Des 83 conflits de travail relevés durant la dernière année, 32 sont en fait liés au lockout chez les concessionnaires automobiles du Saguenay-Lac-Saint-Jean, qui perdure depuis le mois de février.

Grève dans la construction
Quant à la quantité importante de travailleurs touchés et de jours-personnes perdus, la grève dans le milieu de la construction, en juin dernier, en est la grande responsable. Le ministère du Travail estime que 94 000 travailleurs ont été touchés par ce conflit de travail, ce qui a entraîné environ 668 000 jours-personnes perdus. « C’est probablement le moment le plus marquant, parce qu’il a eu un impact économique majeur sur le Québec », indique Yves-Thomas Dorval, président du Conseil du patronat du Québec. Si la grève a pris fin après environ une semaine dans le secteur résidentiel et dans ceux de la voirie et du génie-conseil, le gouvernement Marois a déposé une loi spéciale pour forcer le retour au travail des 77 000 travailleurs dans les secteurs industriel, commercial et institutionnel.

Le Parti québécois (PQ), minoritaire à l’Assemblée nationale, désirait ainsi fixer les conditions de travail jusqu’en 2017 et prévoyait une augmentation de salaire de 8 % sur quatre ans. Le Parti libéral du Québec (PLQ) et la Coalition Avenir Québec (CAQ) ont fait front commun pour apporter des amendements. Résultat : la loi ne s’appliquera finalement que sur un an avec une indexation des salaires de l’ordre de 2 %. Jacques Létourneau, président de la Confédération des syndicats nationaux (CSN), reconnaît préférer une négociation se déroulant de manière libre et sans intervention de l’État. Mais il indique qu’il « préférait nettement le décret proposé par le gouvernement du PQ, qui avait le mérite de s’appliquer sur les quatre prochaines années comme si on renouvelait la convention collective, que les amendements qui ont été apportés par la CAQ et le PLQ. L’impasse dans laquelle on s’est retrouvé, le printemps dernier, risque de se manifester à nouveau assez rapidement. »

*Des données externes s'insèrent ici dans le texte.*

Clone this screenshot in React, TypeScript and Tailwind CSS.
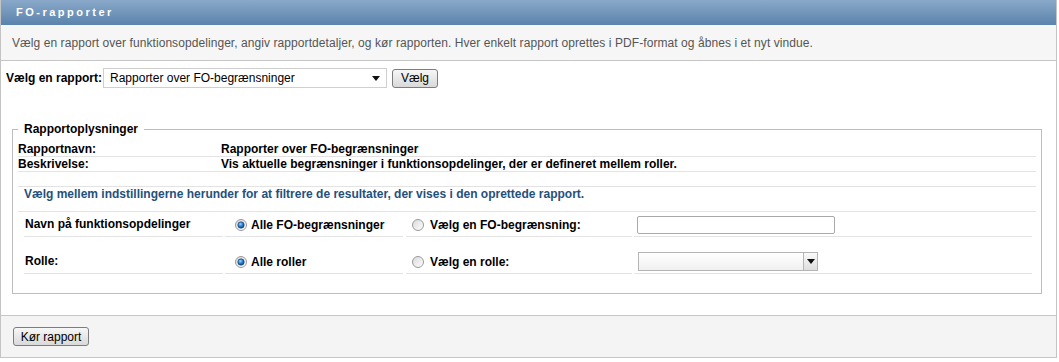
import React from 'react';

function Radio({ checked }: { checked?: boolean }) {
    return (
        <svg width="12" height="12" viewBox="0 0 12 12" className="shrink-0">
            <defs>
                <linearGradient id={checked ? 'rOn' : 'rOff'} x1="0" y1="0" x2="1" y2="1">
                    <stop offset="0" stopColor="#d9d9d9" />
                    <stop offset="1" stopColor="#ffffff" />
                </linearGradient>
                <radialGradient id="dot" cx="0.4" cy="0.35" r="0.7">
                    <stop offset="0" stopColor="#9fd6ff" />
                    <stop offset="0.5" stopColor="#2a7fd0" />
                    <stop offset="1" stopColor="#0a3f7a" />
                </radialGradient>
            </defs>
            <circle cx="6" cy="6" r="5.5" fill={`url(#${checked ? 'rOn' : 'rOff'})`} stroke="#9a9a9a" />
            {checked && <circle cx="6" cy="6" r="3.2" fill="url(#dot)" stroke="#123a66" strokeWidth="0.6" />}
        </svg>
    );
}

function Arrow() {
    return (
        <svg width="8" height="5" viewBox="0 0 8 5">
            <path d="M0 0 H8 L4 5 Z" fill="#111" />
        </svg>
    );
}

function InfoRow({ label, value }: { label: string; value: string }) {
    return (
        <div className="flex h-[15px] items-center border-b border-[#e3e3e3] font-bold leading-[14px]">
            <div className="w-[203px]">{label}</div>
            <div>{value}</div>
        </div>
    );
}

function Cell({ w, h, children }: { w: string; h: string; children?: React.ReactNode }) {
    return (
        <div className={`${w} ${h} flex items-end border-b border-[#e3e3e3] pb-[2px]`}>
            {children}
        </div>
    );
}

export default function App() {
    return (
        <div className="h-[362px] w-[1059px] bg-white font-['Liberation_Sans',Arial,sans-serif] text-[12px] text-black">
            <div className="w-[1057px] border-x border-[#c4c4c4]">
                <div className="h-[25px] bg-linear-to-b from-[#8aa9ca] to-[#5b83ab] pl-[15px] text-[11px] font-bold leading-[25px] tracking-[2.5px] text-white">
                    FO-rapporter
                </div>
                <div className="h-[36px] border-b border-[#c6c6c6] bg-[#f6f6f6] pl-[11px] leading-[36px] tracking-[0.07px] text-[#555]">
                    Vælg en rapport over funktionsopdelinger, angiv rapportdetaljer, og kør rapporten. Hver enkelt rapport oprettes i PDF-format og åbnes i et nyt vindue.
                </div>

                <div className="flex items-center pl-[5px] pt-[7px]">
                    <span className="font-bold">Vælg en rapport:</span>
                    <div className="ml-[1px] flex h-[20px] w-[284px] items-center justify-between border border-[#cfcfcf] bg-white pl-[6px] pr-[6px]">
                        <span>Rapporter over FO-begrænsninger</span>
                        <Arrow />
                    </div>
                    <button className="ml-[5px] h-[19px] w-[46px] rounded-[3px] border border-[#7d7d7d] bg-linear-to-b from-[#f7f7f7] to-[#d9d9d9] text-[12px] leading-[16px]">
                        Vælg
                    </button>
                </div>

                <fieldset className="ml-[11px] mr-[14px] mt-[34px] border border-[#bdbdbd] px-[5px] pb-[19px]">
                    <legend className="px-[6px] font-bold leading-[14px]">Rapportoplysninger</legend>
                    <div className="pt-[6px]">
                        <InfoRow label="Rapportnavn:" value="Rapporter over FO-begrænsninger" />
                        <InfoRow label="Beskrivelse:" value="Vis aktuelle begrænsninger i funktionsopdelinger, der er defineret mellem roller." />
                        <div className="h-[15px] border-b border-[#e3e3e3]" />
                        <div className="h-[25px] border-b border-[#e3e3e3] pl-[6px] font-bold leading-[14px] text-[#24507c]">
                            Vælg mellem indstillingerne herunder for at filtrere de resultater, der vises i den oprettede rapport.
                        </div>

                        <div className="flex pl-[6px] font-bold">
                            <Cell w="w-[199px]" h="h-[25px]">
                                <span className="pb-[1px] pl-[1px]">Navn på funktionsopdelinger</span>
                            </Cell>
                            <div className="w-[2px]" />
                            <Cell w="w-[178px]" h="h-[25px]">
                                <span className="flex items-center gap-[4px] pl-[10px]">
                                    <Radio checked />
                                    <span>Alle FO-begrænsninger</span>
                                </span>
                            </Cell>
                            <div className="w-[3px]" />
                            <Cell w="w-[226px]" h="h-[25px]">
                                <span className="flex items-center gap-[6px] pl-[6px]">
                                    <Radio />
                                    <span>Vælg en FO-begrænsning:</span>
                                </span>
                            </Cell>
                            <div className="w-[2px]" />
                            <Cell w="w-[398px]" h="h-[25px]">
                                <div className="ml-[3px] h-[18px] w-[198px] rounded-[2px] border border-[#a9a9a9] bg-white" />
                            </Cell>
                        </div>

                        <div className="flex pl-[6px] font-bold">
                            <Cell w="w-[199px]" h="h-[37px]">
                                <span className="pb-[1px] pl-[1px]">Rolle:</span>
                            </Cell>
                            <div className="w-[2px]" />
                            <Cell w="w-[178px]" h="h-[37px]">
                                <span className="flex items-center gap-[4px] pl-[10px]">
                                    <Radio checked />
                                    <span>Alle roller</span>
                                </span>
                            </Cell>
                            <div className="w-[3px]" />
                            <Cell w="w-[226px]" h="h-[37px]">
                                <span className="flex items-center gap-[6px] pl-[6px]">
                                    <Radio />
                                    <span>Vælg en rolle:</span>
                                </span>
                            </Cell>
                            <div className="w-[2px]" />
                            <Cell w="w-[398px]" h="h-[37px]">
                                <div className="ml-[4px] flex h-[19px] w-[180px] border border-[#b5b5b5] bg-linear-to-b from-white to-[#f0f0f0]">
                                    <div className="flex-1" />
                                    <div className="flex w-[14px] items-center justify-center border-l border-[#b5b5b5] bg-linear-to-b from-[#fafafa] to-[#dedede]">
                                        <Arrow />
                                    </div>
                                </div>
                            </Cell>
                        </div>
                    </div>
                </fieldset>

                <div className="mt-[21px] h-[43px] border-y border-[#c6c6c6] bg-[#f4f4f4] pl-[12px] pt-[11px]">
                    <button className="h-[19px] w-[76px] rounded-[3px] border border-[#7d7d7d] bg-linear-to-b from-[#f7f7f7] to-[#d9d9d9] text-[12px] leading-[16px]">
                        Kør rapport
                    </button>
                </div>
            </div>
        </div>
    );
}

Toujours dans le milieu de la construction, la mise en place du système de référence de la main-d’œuvre géré par la Commission de la construction du Québec (CCQ) a sonné le glas du placement syndical. « On n’a pas vu tous les effets encore de ce système, mais on doit souligner que la CCQ a été en mesure de le lancer officiellement selon l’échéancier prévu, ce qui est en soi un événement extraordinaire. Ça faisait des dizaines d’années que plusieurs commissions et rapports demandaient la fin du placement syndical », rappelle M. Dorval.

Régime de retraite
Par contre, M. Dorval résume 2013 par « une absence dans le domaine réglementaire et législatif » du côté provincial. Le plus illustre exemple réside, selon lui, dans la manière dont le gouvernement Marois a géré le dossier des régimes de retraite. Le tant attendu rapport D’Amours a été déposé en avril. Le 12 décembre dernier, la ministre du Travail, Agnès Maltais, a finalement annoncé la tenue de trois forums, un pour les universités, un autre pour les municipalités et un dernier pour le secteur privé, afin de négocier et de sauver les régimes à prestations déterminées. En cas d’échec d’une conciliation, il reviendra à la Commission des relations de travail (CRT) de trancher.

« Ça reporte simplement le problème. Quand on va arriver aux solutions, on va être tout simplement plus près du mur, parce qu’on s’en va directement dans le mur », déclare Florent Francœur, président-directeur général de l’Ordre des conseillers en ressources humaines agréés (CRHA). « Dans le rapport D’Amours, on avait tout ce qu’il fallait. Les pistes de solutions étaient là. »

Jacques Létourneau, lui, se montre plutôt satisfait de la démarche proposée par Mme Maltais. « Cela vise les régimes de retraite avec un déficit important. Donc, ça ne vient pas mettre sur la table l’ensemble des régimes de retraite. Car ce n’est pas vrai que tous les régimes de retraite vont mal, indique-t-il. Et je pense que la CRT est celle qui est la mieux placée pour faire la médiation et arbitrer tout ça. »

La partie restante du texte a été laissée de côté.